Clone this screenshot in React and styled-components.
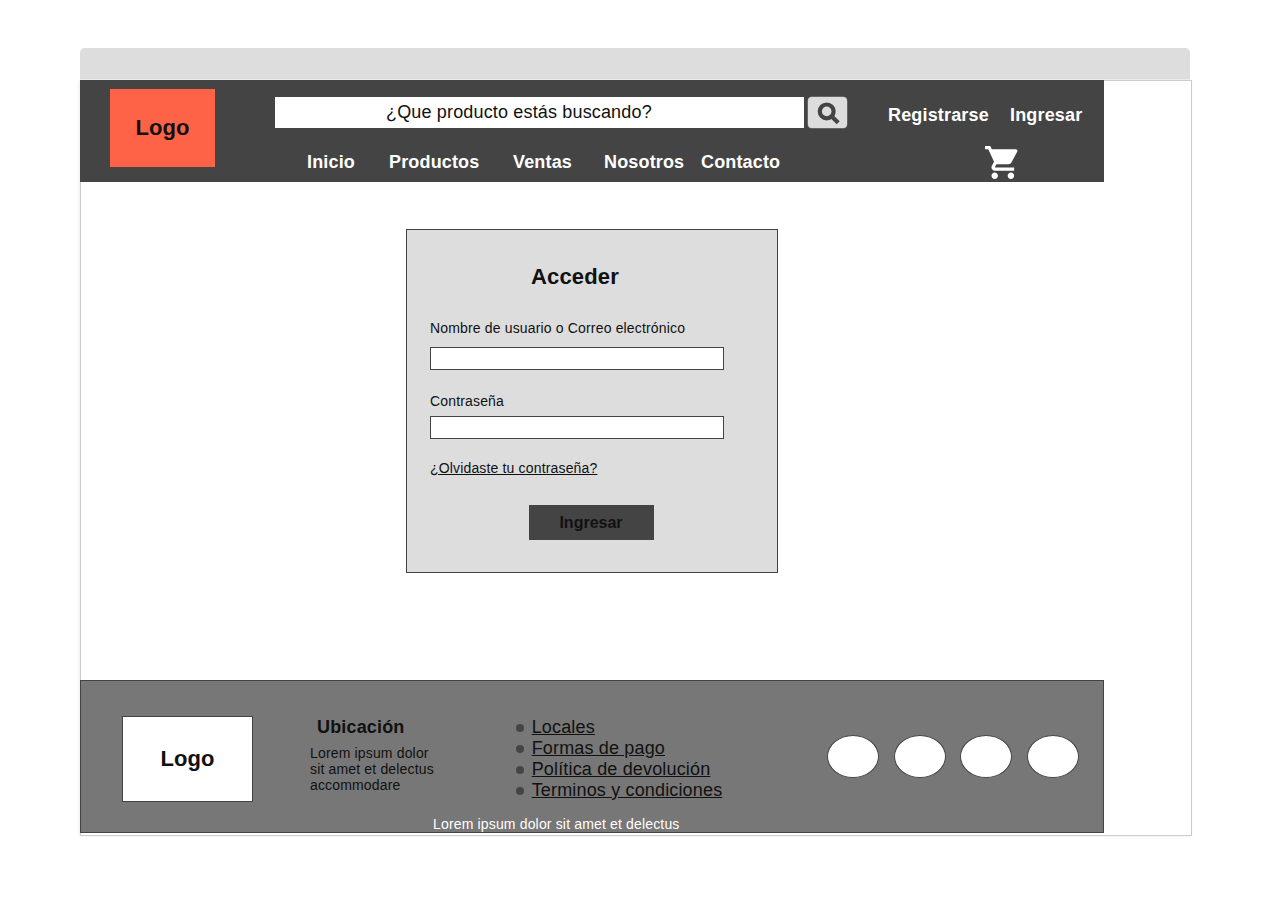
import React from "react";
import styled, { createGlobalStyle } from "styled-components";

const GlobalStyle = createGlobalStyle`
  * { box-sizing: border-box; }
  body {
    margin: 0;
    background: #fff;
    color: #111;
    font-family: "Liberation Sans", Arial, sans-serif;
    letter-spacing: 0.01em;
  }
`;

const Page = styled.div`
  height: 914px;
  padding: 48px 0 0 80px;
`;

const TitleBar = styled.div`
  width: 1110px;
  height: 32px;
  background: #ddd;
  border-bottom: 1px solid #f2f2f2;
  border-radius: 5px 5px 0 0;
`;

const Frame = styled.div`
  width: 1112px;
  height: 756px;
  background: #fff;
  border: 1px solid #ccc;
  box-shadow: -1px 0 3px rgba(0, 0, 0, 0.08);
`;

const Site = styled.div`
  width: 1024px;
  margin: -1px 0 0 -1px;
`;

const Header = styled.header`
  display: grid;
  grid-template-columns: 165px 613px 1fr;
  height: 102px;
  padding-left: 30px;
  background: #444;
`;

const LogoBox = styled.div`
  display: flex;
  align-items: center;
  justify-content: center;
  width: ${(p) => p.$width}px;
  height: ${(p) => p.$height}px;
  margin-top: ${(p) => p.$top}px;
  background: ${(p) => p.$fill};
  border: ${(p) => (p.$outlined ? "1px solid #444" : "none")};
  font-size: 22px;
  line-height: 26px;
  font-weight: bold;
  letter-spacing: 0;
`;

const Center = styled.div`
  padding-top: 17px;
`;

const SearchRow = styled.div`
  display: flex;
  gap: 4px;
`;

const SearchField = styled.div`
  width: 529px;
  height: 31px;
  padding-left: 111px;
  background: #fff;
  font-size: 18px;
  line-height: 31px;
`;

const SearchButton = styled.button`
  width: 39px;
  height: 31px;
  padding: 0;
  border: 0;
  border-radius: 4px;
  background: #ddd;
  box-shadow: 0 0 0 0.5px #888;

  svg { display: block; }
`;

const Nav = styled.nav`
  display: grid;
  grid-template-columns: 82px 124px 91px 97px auto;
  margin-top: 24px;
  padding-left: 32px;
`;

const NavLink = styled.a`
  color: #fff;
  font-size: 18px;
  line-height: 20px;
  font-weight: bold;
`;

const Account = styled.div`
  padding-top: 25px;
`;

const AccountLinks = styled.div`
  display: grid;
  grid-template-columns: 122px auto;
`;

const CartIcon = styled.svg`
  display: block;
  width: 34px;
  height: 33px;
  margin: 21px 0 0 97px;
  fill: #fff;
`;

const Main = styled.main`
  height: 498px;
  padding: 47px 0 0 326px;
`;

const Card = styled.form`
  display: flex;
  flex-direction: column;
  width: 372px;
  height: 344px;
  padding: 34px 23px 0;
  background: #ddd;
  border: 1px solid #444;
`;

const CardTitle = styled.h1`
  margin: 0 0 30px 101px;
  font-size: 22px;
  line-height: 26px;
`;

const Label = styled.label`
  margin-bottom: ${(p) => p.$gap}px;
  font-size: 14px;
  line-height: 16px;
`;

const Input = styled.input`
  width: 294px;
  height: 23px;
  margin: 0 0 ${(p) => p.$gap}px;
  padding: 0 4px;
  background: #fff;
  border: 1px solid #444;
  border-radius: 0;
`;

const ForgotLink = styled.a`
  align-self: flex-start;
  font-size: 14px;
  line-height: 16px;
  text-decoration: underline;
`;

const SubmitButton = styled.button`
  width: 125px;
  height: 35px;
  margin: 29px 0 0 99px;
  padding: 0 1px 0 0;
  background: #444;
  border: 0;
  color: #111;
  font: bold 16px/18px "Liberation Sans", Arial, sans-serif;
  letter-spacing: 0;
`;

const Footer = styled.footer`
  height: 153px;
  background: #777;
  border: 1px solid #444;
`;

const FooterColumns = styled.div`
  display: grid;
  grid-template-columns: 188px 205px 311px auto;
  height: 135px;
  padding-left: 41px;
`;

const Location = styled.div`
  padding-top: 36px;
`;

const LocationTitle = styled.h2`
  margin: 0 0 8px 7px;
  font-size: 18px;
  line-height: 20px;
`;

const LocationText = styled.p`
  width: 130px;
  margin: 0;
  font-size: 14px;
  line-height: 16px;
`;

const LinkList = styled.ul`
  margin: 0;
  padding: 36px 0 0 1px;
  list-style: none;
`;

const LinkItem = styled.li`
  display: flex;
  align-items: center;
  height: 21px;
  font-size: 18px;
  line-height: 21px;

  &::before {
    content: "";
    width: 8px;
    height: 8px;
    margin: 0 7.7px 0 0;
    background: #444;
    border-radius: 50%;
  }
`;

const FooterLink = styled.a`
  text-decoration: underline;
`;

const Socials = styled.div`
  display: flex;
  gap: 14.67px;
  padding: 54px 0 0 1px;
`;

const Social = styled.span`
  flex: none;
  width: 52px;
  height: 43px;
  background: #fff;
  border: 1px solid #444;
  border-radius: 50%;
`;

const Legal = styled.p`
  margin: 0 0 0 352px;
  color: #fff;
  font-size: 14px;
  line-height: 16px;
`;

const navItems = ["Inicio", "Productos", "Ventas", "Nosotros", "Contacto"];
const footerLinks = ["Locales", "Formas de pago", "Política de devolución", "Terminos y condiciones"];

export default function App() {
  return (
    <Page>
      <GlobalStyle />
      <TitleBar />
      <Frame>
        <Site>
          <Header>
            <LogoBox $width={105} $height={78} $top={9} $fill="tomato">Logo</LogoBox>
            <Center>
              <SearchRow>
                <SearchField>¿Que producto estás buscando?</SearchField>
                <SearchButton aria-label="Buscar">
                  <svg width="39" height="31" viewBox="0 0 39 31" fill="none" stroke="#444" strokeWidth="4.2">
                    <circle cx="18.7" cy="14.4" r="6.9" />
                    <path d="M23.5 19.2L30.2 25.7" />
                  </svg>
                </SearchButton>
              </SearchRow>
              <Nav>
                {navItems.map((item) => <NavLink key={item}>{item}</NavLink>)}
              </Nav>
            </Center>
            <Account>
              <AccountLinks>
                <NavLink>Registrarse</NavLink>
                <NavLink>Ingresar</NavLink>
              </AccountLinks>
              <CartIcon viewBox="1 2 21 20" preserveAspectRatio="none">
                <path d="M7 18c-1.1 0-1.99.9-1.99 2S5.9 22 7 22s2-.9 2-2-.9-2-2-2zM1 2v2h2l3.6 7.59-1.35 2.45c-.16.28-.25.61-.25.96 0 1.1.9 2 2 2h12v-2H7.42c-.14 0-.25-.11-.25-.25l.03-.12.9-1.63h7.45c.75 0 1.41-.41 1.75-1.03l3.58-6.49A1.003 1.003 0 0 0 20 4H5.21l-.94-2H1zm16 16c-1.1 0-1.99.9-1.99 2s.89 2 1.99 2 2-.9 2-2-.9-2-2-2z" />
              </CartIcon>
            </Account>
          </Header>
          <Main>
            <Card>
              <CardTitle>Acceder</CardTitle>
              <Label htmlFor="user" $gap={11}>Nombre de usuario o Correo electrónico</Label>
              <Input id="user" $gap={23} />
              <Label htmlFor="password" $gap={7}>Contraseña</Label>
              <Input id="password" type="password" $gap={21} />
              <ForgotLink>¿Olvidaste tu contraseña?</ForgotLink>
              <SubmitButton type="button">Ingresar</SubmitButton>
            </Card>
          </Main>
          <Footer>
            <FooterColumns>
              <LogoBox $width={131} $height={86} $top={35} $fill="#fff" $outlined>Logo</LogoBox>
              <Location>
                <LocationTitle>Ubicación</LocationTitle>
                <LocationText>Lorem ipsum dolor sit amet et delectus accommodare</LocationText>
              </Location>
              <LinkList>
                {footerLinks.map((link) => (
                  <LinkItem key={link}><FooterLink>{link}</FooterLink></LinkItem>
                ))}
              </LinkList>
              <Socials>
                <Social />
                <Social />
                <Social />
                <Social />
              </Socials>
            </FooterColumns>
            <Legal>Lorem ipsum dolor sit amet et delectus</Legal>
          </Footer>
        </Site>
      </Frame>
    </Page>
  );
}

========================================================================

§ **What you should do**:
Find how many lines of the listing include the string "components" and give that number, nothing else.

§ **Task output**:
2